Yeah. So we’ve kinda touched upon this in terms of rightsizing, and, I mentioned, capacity on demand. One of the key things when you’re operating on premises is your capacity, if you were to chart it out, it looks like a staircase. Right? You’re going either over provisioned, under provisioned, over provisioned, under provisioned. And because you have to wait time for purchasing and getting physical hardware, whether it’s it’s computer storage or even networking. And so you’re always in this this seesaw between over and under provisioned.
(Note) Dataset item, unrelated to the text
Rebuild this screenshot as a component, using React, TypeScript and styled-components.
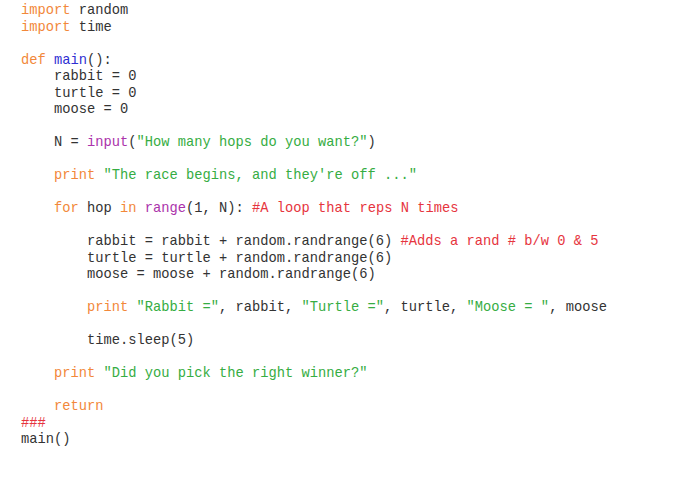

Whereas when you’re in the cloud, you’re able to right size everything, and there’s capacity on demand. So the the chart actually starts shifting away from looking like a staircase and more into a soft curve. And so that’s one of the biggest differences that you see between an on premises and AWS infrastructure is just that you have more opportunity to use only what you need when you need it versus having capital expenditures that, you know, you have to age off. Are they you know, you have to wait for capacity when you need it, if it’s a performance issue, if you have hardware failures.
Right? Like, you have to factor in that cost when you’re architecting an on premises infrastructure of high availability. Whereas in AWS, we take care of that for you. So you can just focus on optimizing your workloads and not worrying about having all of this extra infrastructure just in case of a fail.
Alright. Just wanna thank everybody for their time.
Yeah. And thank you, for having me on here and having a great conversation.”